The question could be less if Apple should be trusted, and more if phone makers in general should be allowed to be dictators.



Why should phone makers not have ultimate control over their devices?

Say I make the Avocado Phone:

- my entire shtick is that "you can only run apps we make, and we vet the source code of every one of the few thousand third-party apps we allow on our device. We will pay you $10,000 if you get compromised using our phone"

- Of course, to achieve this, the phone can't be susceptible to "informed" evil maid attacks (as in, say the hotel's cameras capture you entering your passcode and Avocado ID Password) that replace your OS with an identical one preloaded with Malware. This means that, even as a user, you literally can't load any other software onto the bootloader or OS that would touch the operating system.

- it also takes every opportunity to prevent third-party apps from gaining access they don't need, which includes disabling JIT compilation (ruling out third-party browser engines, unless they want to use a slow javascript interpreter).

At what point does my phone turn from a product that services the security-conscious crowd with a completely bulletproof device, into something that people want to be able to preload software onto, because they didn't realize that security comes at a price? Is it when I sell enough? Is selling 10 million a year enough to where my market presence becomes a problem? 100 million a year? Why would people buy it if the government forces it to be 'open' at the cost of invalidating its entire use-case of being a secure device?

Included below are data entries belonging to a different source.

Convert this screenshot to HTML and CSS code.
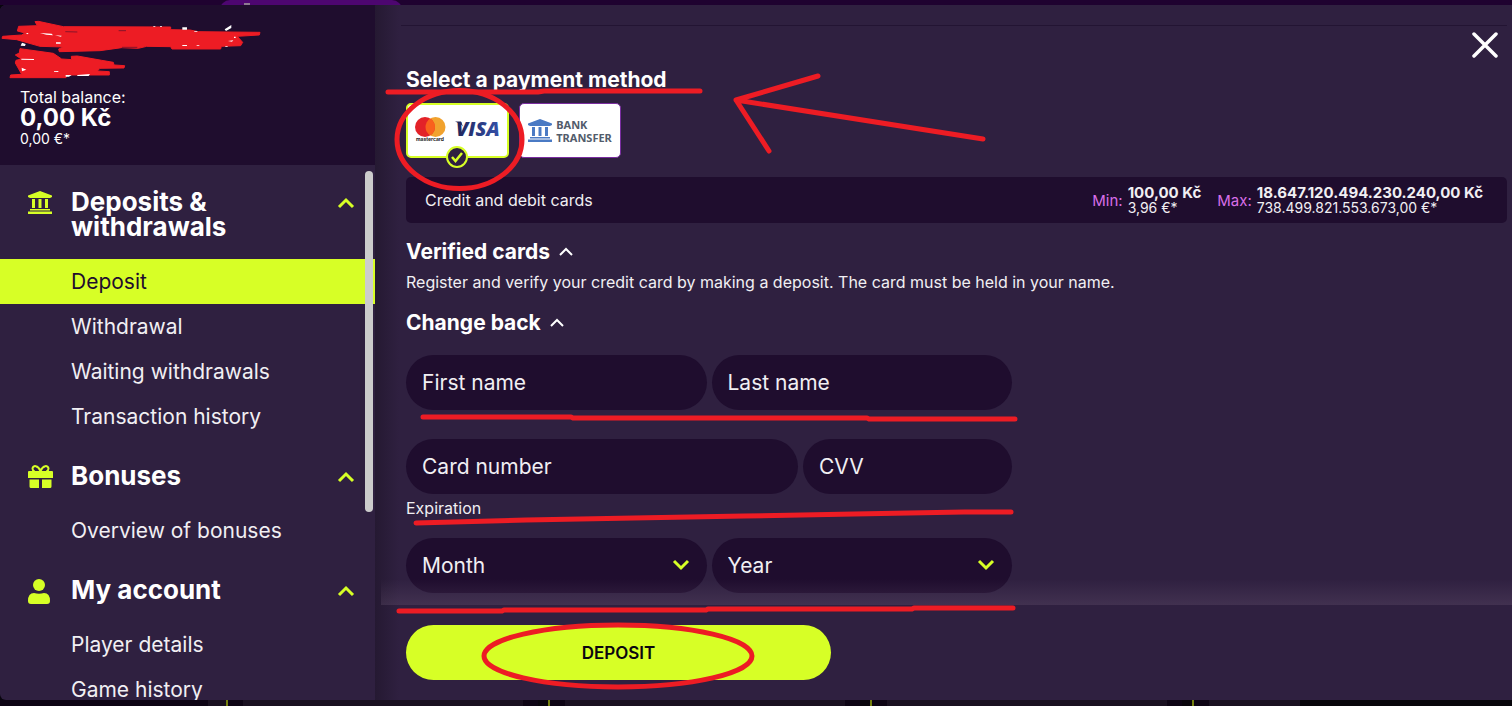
FILE: index.html
```html
<!DOCTYPE html>
<html lang="en">
<head>
<meta charset="utf-8">
<meta name="viewport" content="width=device-width, initial-scale=1">
<title>Deposit</title>
<link rel="stylesheet" href="styles.css">
</head>
<body>
<svg class="defs" width="0" height="0" aria-hidden="true">
  <symbol id="chevron" viewBox="0 0 18 12"><path d="M2 10 9 3l7 7" fill="none" stroke="currentColor" stroke-width="3"/></symbol>
  <symbol id="bank" viewBox="0 0 24 23"><path d="M0 6V4.500L12 0l12 4.500V6l-2 1H2zM4 8h3v9H4zm6.500 0h3v9h-3zM17 8h3v9h-3zM2 18h20v1.500H2zM0 20.500h24V23H0z" fill="currentColor"/></symbol>
</svg>
<div class="page">
  <div class="backdrop-top"><span class="backdrop-tab"></span></div>
  <div class="modal">
    <aside class="sidebar">
      <header class="account">
        <span>Total balance:</span>
        <strong>0,00 Kč</strong>
        <small>0,00 €*</small>
      </header>
      <nav class="menu">
        <button class="group" type="button">
          <svg class="group-icon" width="24" height="23"><use href="#bank"/></svg>
          <span class="group-name">Deposits &amp; withdrawals</span>
          <svg class="group-arrow" width="18" height="12"><use href="#chevron"/></svg>
        </button>
        <a class="item active" href="#">Deposit</a>
        <a class="item" href="#">Withdrawal</a>
        <a class="item" href="#">Waiting withdrawals</a>
        <a class="item" href="#">Transaction history</a>
        <button class="group" type="button">
          <svg class="group-icon" width="25" height="23" viewBox="0 0 25 23"><path d="M0 7q0-1 1-1h23q1 0 1 1v6H0zM1.500 14.500H11V23H3q-1.500 0-1.500-1.500zM14 14.500h9.500v7q0 1.500-1.500 1.500h-8z" fill="currentColor"/><path d="M12.500 6C10 0 5 0 4.500 3.500c0 1.500 1 2.500 2 3M12.500 6C15 0 20 0 20.500 3.500c0 1.500-1 2.500-2 3" fill="none" stroke="currentColor" stroke-width="2"/></svg>
          <span class="group-name">Bonuses</span>
          <svg class="group-arrow" width="18" height="12"><use href="#chevron"/></svg>
        </button>
        <a class="item" href="#">Overview of bonuses</a>
        <button class="group" type="button">
          <svg class="group-icon" width="22" height="25" viewBox="0 0 22 25"><circle cx="11" cy="6" r="6" fill="currentColor"/><path d="M0 22q0-8 6-8 5 1.500 10 0 6 0 6 8 0 3-3 3H3q-3 0-3-3z" fill="currentColor"/></svg>
          <span class="group-name">My account</span>
          <svg class="group-arrow" width="18" height="12"><use href="#chevron"/></svg>
        </button>
        <a class="item" href="#">Player details</a>
        <a class="item" href="#">Game history</a>
        <span class="thumb"></span>
      </nav>
    </aside>
    <main class="panel">
      <button class="close" type="button" aria-label="Close"><svg width="26" height="26" viewBox="0 0 26 26"><path d="m2 2 22 22M24 2 2 24" stroke="#fff" stroke-width="3.500" stroke-linecap="round"/></svg></button>
      <div class="content">
        <hr class="rule">
        <h2 class="heading">Select a payment method</h2>
        <div class="methods">
          <button class="method selected" type="button" aria-label="Mastercard and Visa">
            <svg width="86" height="28" viewBox="0 0 86 28">
              <defs><linearGradient id="visa"><stop offset="0" stop-color="#20245a"/><stop offset="1" stop-color="#3450a8"/></linearGradient></defs>
              <circle cx="20.500" cy="10" r="10" fill="#f1a22e"/><circle cx="10" cy="10" r="10" fill="#e32228"/>
              <path d="M15.250 1.500a10 10 0 0 1 0 17 10 10 0 0 1 0-17z" fill="#f9611d"/>
              <text x="1" y="24" class="mc-word">mastercard</text>
              <text x="41" y="19" class="visa-word" fill="url(#visa)">VISA</text>
              <path d="M40 4.500h6l2 5q-3-3.500-8-5z" fill="#20245a"/>
            </svg>
            <svg class="tick" width="22" height="22" viewBox="0 0 22 22"><circle cx="11" cy="11" r="10" fill="#2f2040" stroke="#d7ff26" stroke-width="2"/><path d="m6 11 3.500 4L16 7" fill="none" stroke="#d7ff26" stroke-width="2.500"/></svg>
          </button>
          <button class="method" type="button">
            <svg class="bank-blue" width="24" height="23"><use href="#bank"/></svg>
            <span class="bank-word">BANK<br>TRANSFER</span>
          </button>
        </div>
        <div class="limits">
          <span class="limits-name">Credit and debit cards</span>
          <span class="limits-label">Min:</span>
          <span class="limits-value"><strong>100,00 Kč</strong><span>3,96 €*</span></span>
          <span class="limits-label">Max:</span>
          <span class="limits-value"><strong>18.647.120.494.230.240,00 Kč</strong><span>738.499.821.553.673,00 €*</span></span>
        </div>
        <h2 class="heading verified">Verified cards <svg width="14" height="9" viewBox="0 0 14 9"><path d="m1 8 6-6 6 6" fill="none" stroke="#fff" stroke-width="2"/></svg></h2>
        <p class="note">Register and verify your credit card by making a deposit. The card must be held in your name.</p>
        <h2 class="heading change">Change back <svg width="14" height="9" viewBox="0 0 14 9"><path d="m1 8 6-6 6 6" fill="none" stroke="#fff" stroke-width="2"/></svg></h2>
        <form class="card-form" id="card-form">
          <div class="row halves">
            <input class="field" type="text" placeholder="First name" aria-label="First name">
            <input class="field" type="text" placeholder="Last name" aria-label="Last name">
          </div>
          <div class="row number">
            <input class="field" type="text" placeholder="Card number" aria-label="Card number">
            <input class="field" type="text" placeholder="CVV" aria-label="CVV">
          </div>
          <label class="expiration" for="month">Expiration</label>
          <div class="row halves">
            <div class="pick"><select class="field" id="month"><option>Month</option></select><svg class="pick-arrow" width="18" height="12"><use href="#chevron"/></svg></div>
            <div class="pick"><select class="field" id="year" aria-label="Expiration year"><option>Year</option></select><svg class="pick-arrow" width="18" height="12"><use href="#chevron"/></svg></div>
          </div>
        </form>
      </div>
      <footer class="actions"><button class="deposit" type="submit" form="card-form">DEPOSIT</button></footer>
    </main>
  </div>
  <div class="backdrop-bottom"></div>
  <svg class="marks" viewBox="0 0 1512 706" aria-hidden="true">
    <g transform="translate(0 15) scale(.3333)">
      <path fill="#ed1c24" stroke="#ed1c24" stroke-width="3" stroke-linejoin="round" d="M105 20l10-1 75 16 322 1v8l58 1 25 5 185 2-2 8-66 4 16 18-6 10-58 2-2 8H516l-4-7-72-1-25 6-50-2-65 9-122 3-2-8 14-6-70-2-70-20-44-4 2-6 57-4 10-6-23-6 4-14 56-2zM60 101l100 14 25 17 30 2-1-10 18-1 73 13 35 6 2 8 32 2-2 7-72 1-8 8 36 2v10H200l-2 8H30l2-8 33-2-19-34 2-8 16-4-18-12 12-6z"/>
      <path fill="#fff" d="M62 92l4-9 11 4-2 6zM78 54l8 0-4 4zM120 54l35 2 4 5-20-2zM165 61l20 1-2 3zM168 82h14v4h-14zM460 33h6v2h-6zM480 33h6v2h-6zM547 37h14v7h-14zM583 49h9v2h-9zM674 43l20-13v9l-16 9zM684 78l16-2-4 4zM702 65h5v4h-5zM547 90h14v3h-14zM590 91h8v2h-8zM676 93h7v2h-7zM64 131l38 1v3l-38-1zM65 158l14 6-13 5zM162 169l13-1v3l-13 0zM197 180h18l-8 5h-10zM232 180l38-3-4 6-34 0z"/>
      <path fill="none" stroke="#1f0d2e" stroke-width="1.500" d="M356 47h22M196 50l36 1M366 97h46"/>
    </g>
    <g class="red">
      <path d="M388 92h150l6-1h156M818 76l-82 24 33 51M736 100l247 39"/>
      <ellipse cx="459.500" cy="139.500" rx="62.500" ry="49"/>
      <path d="M423 417h148l2 1h294l2 1h146M416 523l110-3 108-2 110-2 110-2 110-2h47M399 611h103l2-1h202l2-1h204l2-1h99"/>
      <ellipse cx="618" cy="656" rx="134" ry="31"/>
    </g>
  </svg>
</div>
</body>
</html>
```
FILE: styles.css
```css
* { box-sizing: border-box; }
body { margin: 0; background: #09050e; color: #fff; font-family: Inter, "Open Sans", sans-serif; }
button, input, select { font: inherit; color: inherit; border: 0; padding: 0; background: none; }
h2, p { margin: 0; }
.defs { display: none; }
.page { position: relative; display: grid; grid-template-rows: 5px minmax(0, 1fr) 6px; height: 100vh; overflow: hidden; }
.backdrop-top { background: #1f0230; overflow: hidden; padding-left: 220px; }
.backdrop-tab { display: block; width: 182px; height: 20px; border-radius: 16px; background: linear-gradient(#8d7a92, #8d7a92) 24px 3px / 6px 2px no-repeat, #4d0670; }
.backdrop-bottom { background: linear-gradient(90deg, transparent 1300px, #07050a 1300px), linear-gradient(90deg, #0d0414 208px, transparent 208px), repeating-linear-gradient(90deg, #74800f 0 2px, #0d0414 2px 17px, #191020 17px 297px, #0d0414 297px 312px, #09050c 312px 322px) 226px 0; }
.modal { display: grid; grid-template-columns: 375px minmax(0, 1fr); min-height: 0; background: #2f2040; border-radius: 6px 0 0 6px; overflow: hidden; }

.sidebar { display: flex; flex-direction: column; min-height: 0; }
.account { display: flex; flex-direction: column; flex: none; padding: 83px 20px 17px; background: #1f0d2e; font-size: 16px; line-height: 18px; }
.account strong { font-size: 24px; line-height: 23px; }
.account small { font-size: 14px; line-height: 19px; }
.menu { position: relative; flex: 1; min-height: 0; overflow: hidden; }
.group { display: grid; grid-template-columns: 43px 1fr 18px; align-items: start; width: 100%; padding: 24px 20px 20px 28px; text-align: left; }
.group-icon, .group-arrow { color: #d7ff26; }
.group-icon { margin: 2px 0 -4px; }
.group-arrow { margin-top: 8px; }
.group-name { max-width: 220px; font-size: 26px; font-weight: 700; line-height: 25px; }
.item { display: block; padding-left: 71px; font-size: 21px; line-height: 45px; color: #f1eff3; text-decoration: none; }
.active { background: #d7ff26; color: #1f0d2e; }
.thumb { position: absolute; top: 6px; right: 2px; width: 8px; height: 341px; border-radius: 4px; background: #ccc; }

.panel { position: relative; display: flex; flex-direction: column; min-height: 0; background: linear-gradient(90deg, #251932, #2f2040 24px); }
.close { position: absolute; z-index: 1; top: 27px; right: 14px; width: 26px; height: 26px; }
.close svg, .tick, .method svg { display: block; }
.content { position: relative; flex: 1; min-height: 0; padding: 20px 5px 0 31px; overflow: hidden; }
.content::after { content: ""; position: absolute; left: 6px; right: 0; bottom: 0; height: 26px; background: linear-gradient(transparent, #8b749033); pointer-events: none; }
.rule { height: 1px; margin: 0 0 44px -5px; border: 0; background: #231433; }
.heading { font-size: 21px; font-weight: 700; line-height: 20px; }
.heading svg { margin-left: 4px; vertical-align: 3px; }
.methods { display: flex; gap: 10px; margin-top: 13px; }
.method { position: relative; display: flex; align-items: center; justify-content: center; gap: 4px; width: 102px; height: 55px; border: 1px solid #7a2da0; border-radius: 5px; background: #fff; }
.selected { width: 103px; border: 2px solid #d7ff26; }
.tick { position: absolute; left: 38px; bottom: -12px; }
.mc-word { font: 700 5px Inter, sans-serif; fill: #222; }
.visa-word { font: italic 800 20px "Open Sans", sans-serif; }
.bank-blue { color: #4a7ac4; }
.bank-word { font: 700 11px/13px "Noto Sans", sans-serif; color: #525c6b; text-align: left; }
.limits { display: flex; align-items: center; min-height: 46px; margin-top: 19px; padding: 0 24px 0 19px; border-radius: 5px; background: #1f0d2e; font-size: 16px; color: #f1eff3; }
.limits-name { flex: 1; }
.limits-label { font-size: 15px; color: #d86fe8; }
.limits-value { display: flex; flex-direction: column; margin-left: 5px; font-size: 14px; line-height: 15px; }
.limits-value strong { font-size: 15px; }
.limits-value + .limits-label { margin-left: 16px; }
.verified { margin-top: 19px; }
.note { margin-top: 10px; font-size: 16px; line-height: 20px; color: #f1eff3; }
.change { margin-top: 21px; }
.card-form { max-width: 606px; margin-top: 22px; }
.row { display: grid; gap: 5px; }
.halves { grid-template-columns: 1fr 1fr; }
.number { grid-template-columns: 392fr 209fr; margin-top: 29px; }
.field { width: 100%; height: 55px; padding: 0 16px; border-radius: 28px; background: #1f0d2e; font-size: 21px; color: #f1eff3; appearance: none; }
.field::placeholder { color: #f1eff3; opacity: 1; }
.expiration { display: block; margin: 4px 0 20px; font-size: 16px; line-height: 20px; color: #f1eff3; }
.pick { position: relative; }
.pick-arrow { position: absolute; right: 17px; top: 21px; color: #d7ff26; transform: rotate(180deg); pointer-events: none; }
.actions { flex: none; padding: 20px 31px; background: linear-gradient(90deg, #251932, #2f2040 24px); }
.deposit { display: block; width: 100%; max-width: 425px; height: 55px; border-radius: 28px; background: #d7ff26; color: #0b0610; font-size: 17px; font-weight: 600; }
.marks { position: absolute; z-index: 2; top: 0; left: 0; width: 100%; pointer-events: none; }
.red { fill: none; stroke: #ed1c24; stroke-width: 5; stroke-linecap: round; stroke-linejoin: round; }
```
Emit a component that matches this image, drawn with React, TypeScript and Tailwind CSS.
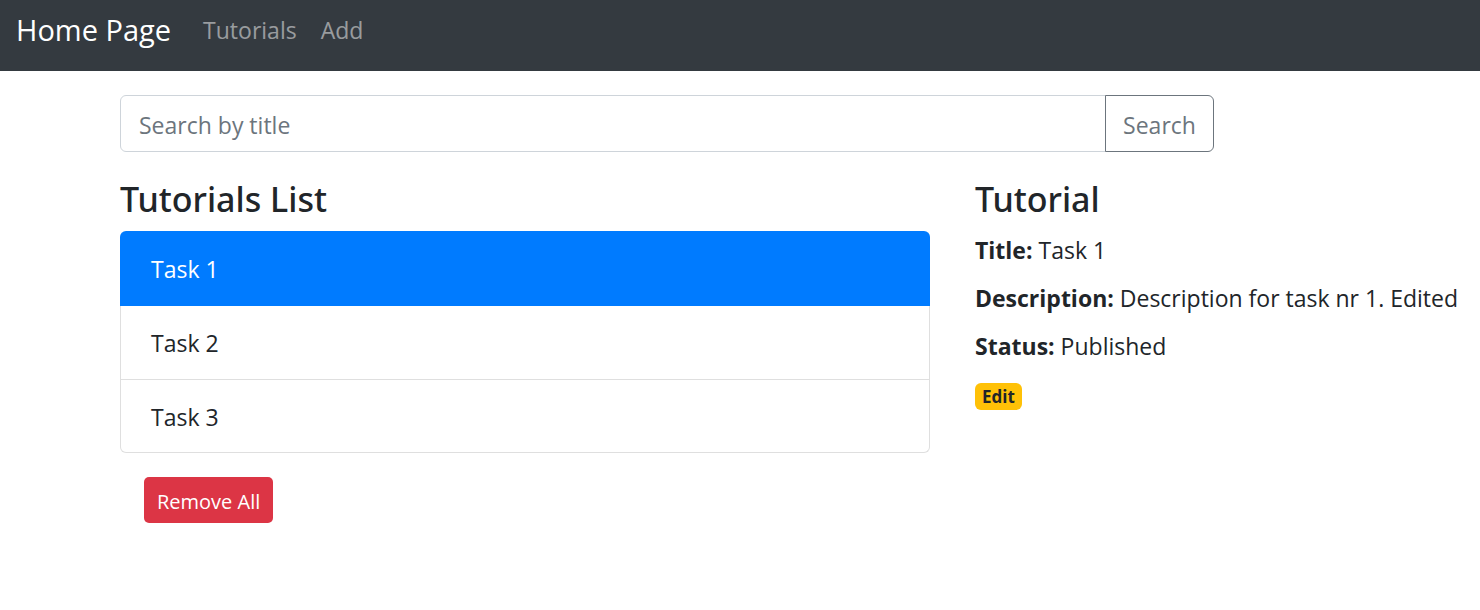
const tasks = ["Task 1", "Task 2", "Task 3"];

export default function App() {
  return (
    <div className="min-h-screen bg-white font-['Open_Sans','Noto_Sans',sans-serif] text-[23px] leading-9 text-[#212529]">
      <nav className="flex h-[71px] items-start bg-[#343a40] px-4 pt-3">
        <a href="#home" className="text-[29px] text-white">Home Page</a>
        <div className="ml-8 flex gap-6 text-white/50">
          <a href="#tutorials">Tutorials</a>
          <a href="#add">Add</a>
        </div>
      </nav>
      <main className="pl-[120px] pt-6">
        <form className="mr-[266px] flex h-[57px]" onSubmit={(e) => e.preventDefault()}>
          <input
            type="text"
            aria-label="Search by title"
            placeholder="Search by title"
            className="min-w-0 flex-1 rounded-l-md border border-[#ced4da] px-[18px] pt-0.5 outline-none placeholder:text-[#6c757d]"
          />
          <button type="submit" className="-ml-px w-[109px] rounded-r-md border border-[#6c757d] pt-0.5 text-[#6c757d]">
            Search
          </button>
        </form>
        <div className="flex items-start gap-[45px] pt-[26px]">
          <section className="min-w-0 flex-1">
            <h4 className="mb-2.5 font-['Noto_Sans','Open_Sans',sans-serif] text-[34px] leading-[43px] font-medium">Tutorials List</h4>
            <ul>
              {tasks.map((task, i) => (
                <li
                  key={task}
                  className={
                    i === 0
                      ? "h-[75px] rounded-t-md bg-[#007bff] px-[31px] pt-5 text-white"
                      : "h-[74px] border border-t-0 border-[#dfdfdf] px-[30px] pt-[19px] last:h-[73px] last:rounded-b-md"
                  }
                >
                  {task}
                </li>
              ))}
            </ul>
            <button type="button" className="mt-6 ml-6 h-[46px] rounded-[5px] bg-[#dc3545] px-[13px] pt-1 text-xl leading-8 text-white">
              Remove All
            </button>
          </section>
          <section className="w-[505px] shrink-0">
            <h4 className="mb-[11px] font-['Noto_Sans','Open_Sans',sans-serif] text-[34px] leading-[43px] font-medium">Tutorial</h4>
            <div className="flex flex-col gap-3">
              <p><strong>Title:</strong> Task 1</p>
              <p><strong>Description:</strong> Description for task nr 1. Edited</p>
              <p><strong>Status:</strong> Published</p>
            </div>
            <a href="#edit" className="mt-[19px] flex h-[27px] w-[47px] items-center justify-center rounded-md bg-[#ffc107] text-[17px] font-bold">Edit</a>
          </section>
        </div>
      </main>
    </div>
  );
}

> Why should phone makers not have ultimate control over their devices?

First part is, fundamentally these devices are sold. You could eschew the very notion of property and make it a pure rental, but it’s not the point we are now.

The second part is, as you point out, your idea is completely valid until your service becomes life critical, a huge portion of the country’s population relies on it day to day, you killed any competitor that had a significantly different value proposition and it would have catastrophic consequences if you were to screw it up badly. Basically you became part of the infra. Is it 100 million units ? It’s up to your regulators to decide.


It's an issue not so much because the iPhone is a phone, but because it's a PC, and a much more personal one than any desktop or even laptop.